Et Mozart lui-même ? demandera-t-on, quelle part s’est-il réservée dans sa première sonate ? Sous ces influences et ces imitations, qu’y a-t-il mis de son propre cœur ? Fort peu de chose, en vérité, moins peut-être que dans ses menuets de l’année précédente. Le pauvre enfant aura été si pénétré de l’importance de son entreprise, — ne se hasardait-il pas à rivaliser avec son illustre père ? — que, sans doute, il se sera appliqué à son travail comme à un devoir d’écolier. Mais si la sonate ne nous révèle encore presque rien de son génie créateur, déjà elle a de quoi nous renseigner sur quelques-uns des traits les plus caractéristiques de ce qu’on pourrait appeler sa « morale » d’artiste, je veux dire de sa façon de comprendre l’honneur et la dignité de son art. Comparée aux sonates du père, elle nous étonne, d’abord, par une absence complète de tout artifice de virtuosité.

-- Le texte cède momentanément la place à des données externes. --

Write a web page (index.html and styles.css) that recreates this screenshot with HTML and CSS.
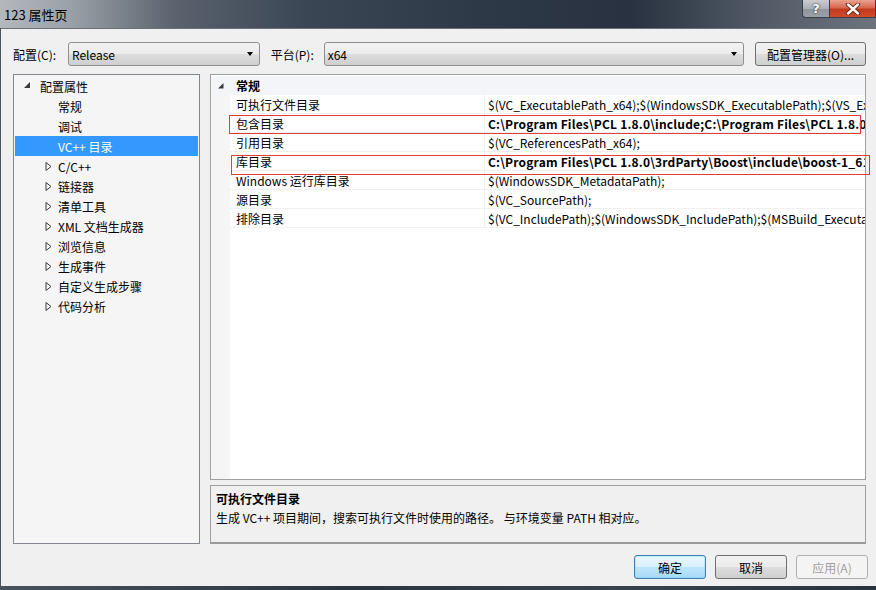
FILE: index.html
```html
<!DOCTYPE html>
<html lang="zh-CN">

<head>
    <meta charset="UTF-8">
    <title>123 属性页</title>
    <link rel="stylesheet" href="styles.css">
</head>

<body>
    <div class="window">
        <!-- Judul jendela -->
        <div class="titlebar">
            <span class="title">123 属性页</span>
            <div class="caption-btns">
                <div class="cap-btn help">?</div>
                <div class="cap-btn close">
                    <svg width="16" height="12" viewBox="0 0 16 12">
                        <path d="M3 1.5 L13 10.5 M13 1.5 L3 10.5" stroke="#5a1f14" stroke-width="4.2" stroke-linecap="round" />
                        <path d="M3 1.5 L13 10.5 M13 1.5 L3 10.5" stroke="#ffffff" stroke-width="2.4" stroke-linecap="round" />
                    </svg>
                </div>
            </div>
        </div>

        <div class="client">
            <div class="config-row">
                <span class="lbl lbl-config">配置(C):</span>
                <div class="combo combo-config">
                    <span>Release</span>
                    <span class="arrow"></span>
                </div>
                <span class="lbl lbl-platform">平台(P):</span>
                <div class="combo combo-platform">
                    <span>x64</span>
                    <span class="arrow"></span>
                </div>
                <button class="btn btn-manager">配置管理器(O)...</button>
            </div>

            <div class="main">
                <!-- Pohon navigasi -->
                <div class="tree">
                    <div class="node root">
                        <svg class="exp" width="7" height="7" viewBox="0 0 7 7"><polygon points="6,0 6,6 0,6" fill="#3c3c3c" /></svg>
                        <span>配置属性</span>
                    </div>
                    <div class="node child">常规</div>
                    <div class="node child">调试</div>
                    <div class="node child selected">VC++ 目录</div>
                    <div class="node child"><svg class="col" width="7" height="9" viewBox="0 0 7 9"><polygon points="1,0.5 6,4.5 1,8.5" fill="none" stroke="#3c3c3c" /></svg>C/C++</div>
                    <div class="node child"><svg class="col" width="7" height="9" viewBox="0 0 7 9"><polygon points="1,0.5 6,4.5 1,8.5" fill="none" stroke="#3c3c3c" /></svg>链接器</div>
                    <div class="node child"><svg class="col" width="7" height="9" viewBox="0 0 7 9"><polygon points="1,0.5 6,4.5 1,8.5" fill="none" stroke="#3c3c3c" /></svg>清单工具</div>
                    <div class="node child"><svg class="col" width="7" height="9" viewBox="0 0 7 9"><polygon points="1,0.5 6,4.5 1,8.5" fill="none" stroke="#3c3c3c" /></svg>XML 文档生成器</div>
                    <div class="node child"><svg class="col" width="7" height="9" viewBox="0 0 7 9"><polygon points="1,0.5 6,4.5 1,8.5" fill="none" stroke="#3c3c3c" /></svg>浏览信息</div>
                    <div class="node child"><svg class="col" width="7" height="9" viewBox="0 0 7 9"><polygon points="1,0.5 6,4.5 1,8.5" fill="none" stroke="#3c3c3c" /></svg>生成事件</div>
                    <div class="node child"><svg class="col" width="7" height="9" viewBox="0 0 7 9"><polygon points="1,0.5 6,4.5 1,8.5" fill="none" stroke="#3c3c3c" /></svg>自定义生成步骤</div>
                    <div class="node child"><svg class="col" width="7" height="9" viewBox="0 0 7 9"><polygon points="1,0.5 6,4.5 1,8.5" fill="none" stroke="#3c3c3c" /></svg>代码分析</div>
                </div>

                <div class="right">
                    <!-- Tabel properti -->
                    <div class="grid">
                        <div class="row category">
                            <div class="margin"><svg width="6" height="6" viewBox="0 0 6 6"><polygon points="5.5,0 5.5,5.5 0,5.5" fill="#3c3c3c" /></svg></div>
                            <div class="cat-name">常规</div>
                        </div>
                        <div class="row">
                            <div class="margin"></div>
                            <div class="name">可执行文件目录</div>
                            <div class="value">$(VC_ExecutablePath_x64);$(WindowsSDK_ExecutablePath);$(VS_ExecutablePath);$(MSBuild_ExecutablePath);$(SystemRoot)\SysWow64;$(FxCopDir);$(PATH);</div>
                        </div>
                        <div class="row">
                            <div class="margin"></div>
                            <div class="name">包含目录</div>
                            <div class="value bold">C:\Program Files\PCL 1.8.0\include;C:\Program Files\PCL 1.8.0\3rdParty\Eigen\eigen3;$(IncludePath)</div>
                        </div>
                        <div class="row">
                            <div class="margin"></div>
                            <div class="name">引用目录</div>
                            <div class="value">$(VC_ReferencesPath_x64);</div>
                        </div>
                        <div class="row">
                            <div class="margin"></div>
                            <div class="name">库目录</div>
                            <div class="value bold">C:\Program Files\PCL 1.8.0\3rdParty\Boost\include\boost-1_61;$(LibraryPath)</div>
                        </div>
                        <div class="row">
                            <div class="margin"></div>
                            <div class="name">Windows 运行库目录</div>
                            <div class="value">$(WindowsSDK_MetadataPath);</div>
                        </div>
                        <div class="row">
                            <div class="margin"></div>
                            <div class="name">源目录</div>
                            <div class="value">$(VC_SourcePath);</div>
                        </div>
                        <div class="row">
                            <div class="margin"></div>
                            <div class="name">排除目录</div>
                            <div class="value">$(VC_IncludePath);$(WindowsSDK_IncludePath);$(MSBuild_ExecutablePath);$(VC_LibraryPath_x64);</div>
                        </div>
                        <div class="grid-fill">
                            <div class="margin"></div>
                        </div>

                        <!-- Kotak merah penanda -->
                        <div class="mark mark-include"></div>
                        <div class="mark mark-lib"></div>
                    </div>

                    <div class="desc">
                        <div class="desc-title">可执行文件目录</div>
                        <div class="desc-text">生成 VC++ 项目期间，搜索可执行文件时使用的路径。 与环境变量 PATH 相对应。</div>
                    </div>
                </div>
            </div>

            <div class="buttons">
                <button class="btn btn-default">确定</button>
                <button class="btn">取消</button>
                <button class="btn btn-disabled">应用(A)</button>
            </div>
        </div>
    </div>
</body>

</html>
```

FILE: styles.css
```css
/* Dasar halaman */
body {
    margin: 0;
    padding: 0;
    font-family: "Noto Sans CJK SC", "Noto Sans", sans-serif;
    font-size: 12px;
    color: #000;
}

.window {
    width: 876px;
    height: 590px;
    background: linear-gradient(90deg, #4a525c 0%, #2c3440 40%, #3a424c 70%, #2b323b 100%);
    overflow: hidden;
}

/* Judul jendela */
.titlebar {
    height: 28px;
    display: flex;
    justify-content: space-between;
    align-items: flex-start;
    background: linear-gradient(90deg, #b4b8bd 0%, #9ba1a8 8%, #59626d 20%, #3b4655 35%, #2e3947 55%, #283240 72%, #4f5864 86%, #6d747e 100%);
}

.title {
    padding: 5px 0 0 4px;
    font-size: 13px;
    color: #000;
}

.caption-btns {
    display: flex;
    margin-right: 0;
}

.cap-btn {
    height: 18px;
    border: 1px solid #3a3f46;
    border-top: none;
    display: flex;
    align-items: center;
    justify-content: center;
    box-sizing: border-box;
}

.cap-btn.help {
    width: 28px;
    border-radius: 0 0 0 4px;
    background: linear-gradient(180deg, #c9cdd1 0%, #aab0b6 50%, #8e959c 51%, #9aa1a8 100%);
    color: #fff;
    font-weight: bold;
    font-family: "DejaVu Sans", sans-serif;
    font-size: 13px;
    text-shadow: 0 0 2px #333, 0 0 1px #333;
}

.cap-btn.close {
    width: 46px;
    border-left: none;
    background: linear-gradient(180deg, #e9a28f 0%, #d7694f 45%, #c23a1f 55%, #d04c2c 100%);
}

/* Area isi */
.client {
    margin-left: 1px;
    height: 558px;
    background-color: #f0f0f0;
    border-top: 1px solid #6c7178;
    box-sizing: border-box;
    padding: 13px 10px 0 12px;
}

.config-row {
    display: flex;
    align-items: center;
    height: 24px;
}

.lbl {
    color: #000;
}

.lbl-config {
    width: 55px;
}

.lbl-platform {
    width: 53px;
    margin-left: 11px;
}

.combo {
    height: 24px;
    box-sizing: border-box;
    border: 1px solid #8e8f8f;
    border-radius: 3px;
    background: linear-gradient(180deg, #f2f2f2 0%, #ebebeb 50%, #dddddd 51%, #cfcfcf 100%);
    display: flex;
    align-items: center;
    justify-content: space-between;
    padding: 0 6px 0 3px;
}

.combo-config {
    width: 192px;
}

.combo-platform {
    width: 421px;
}

.arrow {
    width: 0;
    height: 0;
    border-left: 3.5px solid transparent;
    border-right: 3.5px solid transparent;
    border-top: 4px solid #000;
}

/* Tombol gaya Windows 7 */
.btn {
    height: 24px;
    width: 72px;
    box-sizing: border-box;
    border: 1px solid #707070;
    border-radius: 3px;
    background: linear-gradient(180deg, #f2f2f2 0%, #ebebeb 50%, #dddddd 51%, #cfcfcf 100%);
    font-family: "Noto Sans CJK SC", "Noto Sans", sans-serif;
    font-size: 12px;
    color: #000;
    padding: 0;
}

.btn-manager {
    width: 111px;
    margin-left: 11px;
}

.btn-default {
    border-color: #3c7fb1;
    background: linear-gradient(180deg, #eaf6fd 0%, #d9f0fc 50%, #bee6fd 51%, #a7d9f5 100%);
    box-shadow: inset 0 0 0 1px #48d5fa40;
}

.btn-disabled {
    border-color: #adb2b5;
    background: #f4f4f4;
    color: #a0a0a0;
}

/* Tata letak utama */
.main {
    display: flex;
    margin-top: 8px;
    height: 470px;
}

.tree {
    width: 187px;
    box-sizing: border-box;
    border: 1px solid #828790;
    background-color: #f5f5f5;
    padding: 1px 1px;
}

.node {
    height: 20px;
    display: flex;
    align-items: center;
    white-space: nowrap;
}

.node.root {
    padding-left: 9px;
}

.node.root .exp {
    margin-right: 9px;
    margin-top: -1px;
}

.node.child {
    padding-left: 43px;
}

.node.child .col {
    margin-left: -13px;
    margin-right: 6px;
}

.node.selected {
    background-color: #3399ff;
    color: #fff;
}

.right {
    margin-left: 10px;
    width: 656px;
    display: flex;
    flex-direction: column;
}

/* Tabel properti */
.grid {
    position: relative;
    height: 407px;
    box-sizing: border-box;
    border: 1px solid #a0a0a0;
    background-color: #fff;
    display: flex;
    flex-direction: column;
    padding-top: 1px;
}

.row {
    display: flex;
    height: 19px;
    flex-shrink: 0;
}

.margin {
    width: 19px;
    flex-shrink: 0;
    background-color: #f5f5f5;
    display: flex;
    align-items: center;
    justify-content: center;
}

.row.category {
    background-color: #f3f5f8;
}

.row.category .margin {
    background-color: #f3f5f8;
}

.cat-name {
    font-weight: bold;
    padding-left: 6px;
    line-height: 19px;
}

.name {
    width: 248px;
    flex-shrink: 0;
    padding-left: 6px;
    line-height: 19px;
    border-bottom: 1px solid #f0f0f0;
    border-right: 1px solid #f0f0f0;
    white-space: nowrap;
    box-sizing: content-box;
    height: 18px;
    overflow: hidden;
}

.value {
    flex: 1;
    padding-left: 3px;
    line-height: 19px;
    height: 18px;
    border-bottom: 1px solid #f0f0f0;
    white-space: nowrap;
    overflow: hidden;
}

.value.bold {
    font-weight: bold;
    letter-spacing: 0.2px;
}

.grid-fill {
    flex: 1;
    display: flex;
}

.mark {
    position: absolute;
    border: 1px solid #e43b3b;
}

.mark-include {
    left: 18px;
    top: 40px;
    width: 630px;
    height: 17px;
}

.mark-lib {
    left: 20px;
    top: 80px;
    width: 637px;
    height: 18px;
}

/* Panel deskripsi */
.desc {
    margin-top: 5px;
    height: 59px;
    box-sizing: border-box;
    border: 1px solid #a0a0a0;
    border-bottom: 2px solid #9a9a9a;
    background-color: #f0f0f0;
    padding: 3px 5px;
}

.desc-title {
    font-weight: bold;
    line-height: 19px;
}

.desc-text {
    line-height: 19px;
}

/* Tombol bawah */
.buttons {
    display: flex;
    justify-content: flex-end;
    gap: 9px;
    margin-top: 11px;
    margin-right: -2px;
}
```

Car Léopold Mozart, dans sa musique de clavecin, ne cesse point de prodiguer les passages, les renversemens de mains, etc., toutes pratiques qu’un enfant devait être naturellement tenté de s’approprier ; mais point : il y a dès lors dans l’âme de Wolgang une horreur instinctive de

  1. Cette première sonate de Mozart, sous sa forme primitive, n’a jamais été publiée que dans un précieux Mozart-Album édité, en 1871, à Salzbourg, par l’ancien conservateur du Mozarteum, M. F. Jelinek.